ICT Policy #4: Fund and build a purpose-built application development campus PDF Print E-mail

Equitable industry-based funding in government budgets has always been a contentious issue. Close to the top of the industry winners are always mining, agriculture, and manufacturing. And much of the budget funding that goes to support these industries is significant investments in ports, rail and harbour-facilities to enable the import and export of primary and secondary industry ouputs. These facilities are infrastructure beacons that can be irrevocably linked to their industry. They provide an unmistakeable sense of importance, significance and tactile and tangible measurements: job creation, physical exports, investment attraction, and international gateways.

Yet if we take a look at Australian GDP, estimated in 2007 to be approximately $773 billion, then the industries that receive budgetary favouritism are the ones that contribute a mere ~10% (mining and agriculture combined), and ~12% (manufacturing) of the national total. Earlier this year Longhaus have calculated the annual contribution of the Australian ICT industry to reach ~$170 billion (including SME contribution) or around 20% of GDP. Based on these numbers, in Queensland alone, ICT's contribution exceeds the national contribution of the mining industry. So where are the ports, rail, and harbour infrastructure investment equivalents for ICT to rival those of the other industries?

The Access Economics report released earlier this year entitled The economic benefits of intelligent technologies outlined the significant economic benefit (through GDP contribution) that could be delivered by the adoption of smart technologies across five core areas of electricity, health, irrigation, transport and broadband communications. The one thing required to achieve the stated contributions for all the initiatives is code. Forgetting for a minute that much of IT is "general purpose" and contributes to the other 58% of GDP (retail, financial services, tourism and education), "specialist" IT requires dedicated facilities and for the 1/5th of GDP contributor that is specialist ICT, a campus dedicated to application development would represent an excellent policy initiative. 

First and foremost, software code is the global natural resource of the future, a point which Longhaus have pointed out several times in our research over the past few years. This is supported by the strategic initiatives of all the major platform companies. But it is more than just code. The valuable by-product of the resource is the ever increasing industry specific meta-data that relates to the code. For example data packs on ERP and CRM, or the specialist GRID requirements for smart metering, irrigation, or transport systems. If further support is needed then we should look no further than the second and third world economies rising on the back of software code. They are known as the BRIC nations (Brazil, Russia, India and China) and represent the heartlands of labour arbitrage offshore ICT nations on the planet.

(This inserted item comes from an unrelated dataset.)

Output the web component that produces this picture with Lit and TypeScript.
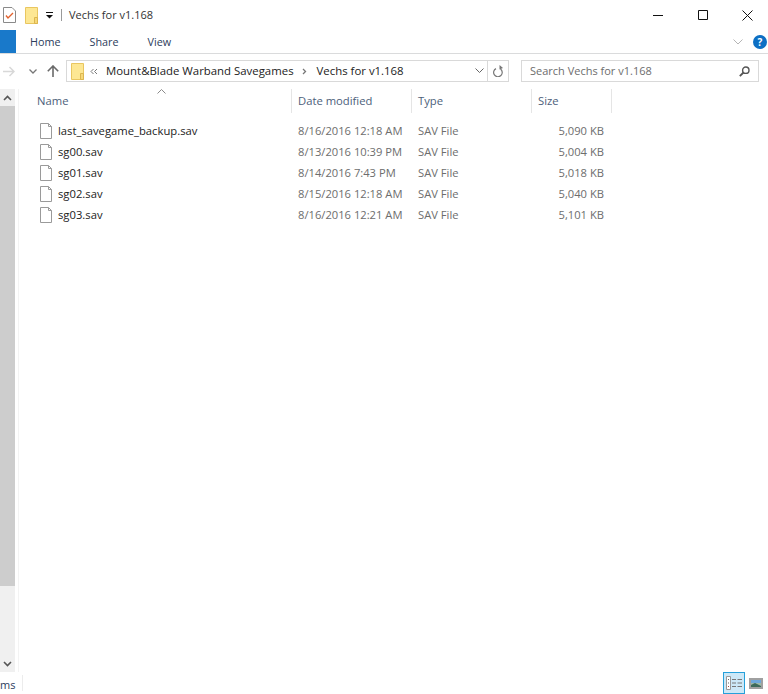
import { LitElement, html, css, svg } from "lit";
import { customElement } from "lit/decorators.js";

const files = [
  ["last_savegame_backup.sav", "8/16/2016 12:18 AM", "5,090 KB"],
  ["sg00.sav", "8/13/2016 10:39 PM", "5,004 KB"],
  ["sg01.sav", "8/14/2016 7:43 PM", "5,018 KB"],
  ["sg02.sav", "8/15/2016 12:18 AM", "5,040 KB"],
  ["sg03.sav", "8/16/2016 12:21 AM", "5,101 KB"],
];

const folder = svg`<svg class="ico" width="13" height="17" viewBox="0 0 13 17"><path d="M.5.5h12v16H.5z" fill="#fde793" stroke="#e9c660"/><path d="M9.500 10.500h3v6h-3z" fill="#f6d878" stroke="#dcb64f"/></svg>`;

@customElement("app-root")
export class AppRoot extends LitElement {
  static styles = css`
    :host {
      display: flex;
      flex-direction: column;
      width: 768px;
      height: 694px;
      overflow: hidden;
      background: #fff;
      font-family: "Open Sans", "Noto Sans", sans-serif;
      font-size: 11px;
      color: #1e1e1e;
    }
    .ico { display: block; flex: none; }
    .title {
      height: 30px;
      flex: none;
      display: flex;
      align-items: center;
      padding-left: 3px;
    }
    .qat2 { margin-left: 9px; }
    .qat3 { margin-left: 8px; }
    .bar { width: 1px; height: 12px; background: #9a9a9a; margin: 0 7px 0 8px; }
    .title-text { font-size: 11px; color: #333; flex: 1; padding-bottom: 1px; }
    .winbtns { display: flex; align-items: center; margin-right: -2px; }
    .winbtn { width: 45px; display: flex; justify-content: center; }
    .ribbon {
      height: 23px;
      flex: none;
      display: flex;
      align-items: center;
      border-bottom: 1px solid #dadbdc;
    }
    .file { width: 16px; height: 23px; background: #1979ca; align-self: flex-start; }
    .tabs { display: flex; flex: 1; color: #2c3c5c; font-size: 10.8px; padding-left: 14px; gap: 29px; }
    .rib-right { display: flex; align-items: center; gap: 10px; margin-right: 1px; }
    .help {
      width: 14px; height: 14px; border-radius: 50%;
      background: #0d6fc4; color: #fff; font-size: 10px; font-weight: 700;
      display: flex; align-items: center; justify-content: center;
    }
    .nav {
      height: 34px;
      padding-bottom: 1px;
      flex: none;
      display: flex;
      align-items: center;
      padding-left: 3px;
    }
    .navi1 { margin-left: 14px; }
    .navi2 { margin-left: 10px; }
    .addr {
      margin-left: 7px;
      width: 422px;
      height: 22px;
      box-sizing: border-box;
      border: 1px solid #d9d9d9;
      display: flex;
      align-items: center;
      padding-left: 4px;
      font-size: 11.4px;
      color: #222;
    }
    .addr span { padding-bottom: 2px; }
    .chev { margin: 0 8px 0 6px; }
    .crumb-sep { margin: 0 10px 0 8px; }
    .crumb-space { flex: 1; }
    .addr-drop { margin-right: 3px; }
    .refresh {
      width: 21px;
      height: 22px;
      box-sizing: border-box;
      border: 1px solid #d9d9d9;
      border-left: 0;
      display: flex;
      align-items: center;
      justify-content: center;
      margin-right: 12px;
    }
    .search {
      width: 238px;
      height: 22px;
      box-sizing: border-box;
      border: 1px solid #d9d9d9;
      display: flex;
      align-items: center;
      justify-content: space-between;
      padding: 0 8px;
      color: #6d6d6d;
      font-size: 11px;
    }
    .search span { padding-bottom: 2px; }
    .main { flex: 1; display: flex; min-height: 0; }
    .scroll {
      width: 15px;
      flex: none;
      background: #f0f0f0;
      display: flex;
      flex-direction: column;
    }
    .sbtn { height: 17px; display: flex; align-items: center; justify-content: center; flex: none; }
    .thumb { height: 480px; background: #cdcdcd; flex: none; }
    .track { flex: 1; }
    .divider { width: 1px; background: #f3f3f3; margin-left: 3px; flex: none; }
    .content { flex: 1; min-width: 0; position: relative; }
    .sort { position: absolute; left: 138px; top: 0; }
    .head, .row {
      display: grid;
      grid-template-columns: 273px 120px 120px 80px;
    }
    .head { height: 24px; color: #4c607a; font-size: 11.25px; margin-bottom: 7px; }
    .hcell {
      display: flex;
      align-items: center;
      padding-left: 6px;
      padding-bottom: 1px;
      border-right: 1px solid #e5e5e5;
    }
    .hcell:first-child { padding-left: 18px; }
    .row { height: 21px; align-items: center; color: #6d6d6d; font-size: 11.2px; }
    .name { display: flex; align-items: center; gap: 6px; padding-left: 21px; color: #222; font-size: 11.25px; }
    .cell { padding-left: 6px; }
    .size { text-align: right; padding-right: 8px; }
    .status {
      height: 22px;
      flex: none;
      display: flex;
      align-items: center;
      color: #2c3c5c;
      font-size: 11px;
    }
    .count { width: 23px; box-sizing: border-box; border-right: 1px solid #ececec; height: 16px; line-height: 20px; flex: none; }
    .views { margin-left: auto; display: flex; align-items: center; gap: 4px; padding-right: 5px; }
    .view-on {
      width: 22px; height: 22px; box-sizing: border-box;
      background: #cce8f7; border: 1px solid #26a0da;
      display: flex; align-items: center; justify-content: center;
    }
  `;

  render() {
    return html`
      <div class="title">
        <svg class="ico" width="13" height="16" viewBox="0 0 13 16"><path d="M.5.500h8.500l3.500 3.500v11.500H.5z" fill="#fff" stroke="#8a8a8a"/><path d="M3 8.500l2 2.500 5-5" fill="none" stroke="#e2622e" stroke-width="1.400"/></svg>
        <span class="qat2">${folder}</span>
        <svg class="ico qat3" width="7" height="7" viewBox="0 0 7 7"><path d="M0 .5h7" stroke="#111"/><path d="M0 3h7L3.500 6.500z" fill="#111"/></svg>
        <span class="bar"></span>
        <span class="title-text">Vechs for v1.168</span>
        <div class="winbtns">
          <div class="winbtn"><svg class="ico" width="10" height="10" viewBox="0 0 10 10"><path d="M0 5.500h10" stroke="#111"/></svg></div>
          <div class="winbtn"><svg class="ico" width="10" height="10" viewBox="0 0 10 10"><path d="M.5.500h9v9h-9z" fill="none" stroke="#111"/></svg></div>
          <div class="winbtn"><svg class="ico" width="11" height="11" viewBox="0 0 11 11"><path d="M.5.500l10 10M10.500.500l-10 10" fill="none" stroke="#111"/></svg></div>
        </div>
      </div>

      <div class="ribbon">
        <div class="file"></div>
        <div class="tabs"><span>Home</span><span>Share</span><span>View</span></div>
        <div class="rib-right">
          <svg class="ico" width="10" height="6" viewBox="0 0 10 6"><path d="M.5.500l4.500 4.500 4.500-4.500" fill="none" stroke="#b5b5b5"/></svg>
          <div class="help">?</div>
        </div>
      </div>

      <div class="nav">
        <svg class="ico" width="12" height="11" viewBox="0 0 12 11"><path d="M0 5.500h11M6.500 1l4.500 4.500-4.500 4.500" fill="none" stroke="#d8d8d8" stroke-width="1.500"/></svg>
        <svg class="ico navi1" width="8" height="5" viewBox="0 0 8 5"><path d="M.5.500l3.500 3.500 3.500-3.500" fill="none" stroke="#777" stroke-width="1.300"/></svg>
        <svg class="ico navi2" width="12" height="12" viewBox="0 0 12 12"><path d="M6 12V1M.8 6.200L6 1l5.200 5.200" fill="none" stroke="#6a6a6a" stroke-width="1.600"/></svg>
        <div class="addr">
          ${folder}
          <svg class="ico chev" width="8" height="7" viewBox="0 0 8 7"><path d="M3.500 1l-2.500 2.500 2.500 2.500M7 1l-2.500 2.500 2.500 2.500" fill="none" stroke="#777"/></svg>
          <span>Mount&amp;Blade Warband Savegames</span>
          <svg class="ico crumb-sep" width="5" height="7" viewBox="0 0 5 7"><path d="M1 1l2.500 2.500L1 6" fill="none" stroke="#777" stroke-width="1.300"/></svg>
          <span>Vechs for v1.168</span>
          <span class="crumb-space"></span>
          <svg class="ico addr-drop" width="9" height="6" viewBox="0 0 9 6"><path d="M.5.500l4 4 4-4" fill="none" stroke="#666"/></svg>
        </div>
        <div class="refresh">
          <svg class="ico" width="11" height="12" viewBox="0 0 11 12"><path d="M3.500 2.800A4.300 4.300 0 1 0 8 3.200" fill="none" stroke="#777" stroke-width="1.200" transform="translate(-.5 .8)"/><path d="M6.500 0v4.500L10 3z" fill="#777"/></svg>
        </div>
        <div class="search">
          <span>Search Vechs for v1.168</span>
          <svg class="ico" width="11" height="11" viewBox="0 0 11 11"><circle cx="6.800" cy="4.200" r="3.200" fill="none" stroke="#555" stroke-width="1.400"/><path d="M4.500 6.500L.8 10.200" stroke="#555" stroke-width="1.800"/></svg>
        </div>
      </div>

      <div class="main">
        <div class="scroll">
          <div class="sbtn"><svg class="ico" width="9" height="6" viewBox="0 0 9 6"><path d="M1 5l3.500-3.500L8 5" fill="none" stroke="#555" stroke-width="1.600"/></svg></div>
          <div class="thumb"></div>
          <div class="track"></div>
          <div class="sbtn"><svg class="ico" width="9" height="6" viewBox="0 0 9 6"><path d="M1 1l3.500 3.500L8 1" fill="none" stroke="#555" stroke-width="1.600"/></svg></div>
        </div>
        <div class="divider"></div>
        <div class="content">
          <svg class="ico sort" width="9" height="5" viewBox="0 0 9 5"><path d="M.5 4.500l4-4 4 4" fill="none" stroke="#8a8a8a"/></svg>
          <div class="head">
            <div class="hcell">Name</div>
            <div class="hcell">Date modified</div>
            <div class="hcell">Type</div>
            <div class="hcell">Size</div>
          </div>
          ${files.map(
            ([n, d, s]) => html`<div class="row">
              <div class="name">
                <svg class="ico" width="12" height="16" viewBox="0 0 12 16"><path d="M.5.500h8l3 3v12H.5z" fill="#fff" stroke="#9a9a9a"/><path d="M8.500.500v3h3" fill="none" stroke="#9a9a9a"/></svg>
                <span>${n}</span>
              </div>
              <div class="cell">${d}</div>
              <div class="cell">SAV File</div>
              <div class="size">${s}</div>
            </div>`
          )}
        </div>
      </div>

      <div class="status">
        <div class="count">ms</div>
        <div class="views">
          <div class="view-on">
            <svg class="ico" width="16" height="14" viewBox="0 0 16 14"><path d="M.5.500h4v13h-4z" fill="#fff" stroke="#999"/><path d="M2 3h1v1H2zM2 6.500h1v1H2z" fill="#666"/><path d="M2 10h1v1H2z" fill="#b04a3a"/><path d="M6 3.500h4M11.500 3.500H16M6 7h4M11.500 7H16M6 10.500h4M11.500 10.500H16" stroke="#777"/></svg>
          </div>
          <svg class="ico" width="14" height="11" viewBox="0 0 14 11"><path d="M1 1h12v9H1z" fill="#fff" stroke="#a0a0a0" stroke-width="2"/><path d="M2 2h10v3H2z" fill="#6ea8dc"/><path d="M2 5h10v4H2z" fill="#9db9a6"/><path d="M2 7l4-2 6 3v1H2z" fill="#3d6a5a"/></svg>
        </div>
      </div>
    `;
  }
}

Platform-as-a-Service (PaaS), and Software-as-a-Service (SaaS) also represent two of the  fastest emerging business models yet with a limited ability to exploit such technological developments at the core level it begs the question as to where is Australia's next PaaS-based vendor. Is it Technology One, should it be Mincom, or will they and other Australian software "icons" simply fall behind. 

The establishment of a world-class application development campus could be a honey pot for foreign talent already being honed overseas and drive skilled labour migration, and regional development that would not just contribute to the wider economic development of the nation but is necessary to the achievable completion of grand schemes such as the NBN - the technology equivalent of the 1950's Snowy Mountain Scheme; one of the last great migrant labour influxes experienced in Australia.

A policy initiative that supported a specialist campus would bring a built environment and public works mentality to ICT industry investment and provide a heartland for ongoing lobbying. Such a facility could become the focus of potential public and private cloud hubs for the country and feed other industries including animation, design, gaming, all reliant on application and platform development.  Australia has already been overlooked by all the major vendors for the establishment of a regional cloud computing hub, and lost the significant development and learning opportunities this would have represented.

The development of policy to support software code as a natural resource is indeed a nation building initiative. With or without it, our national code-capability will significantly impact Australia's future position in the global economy.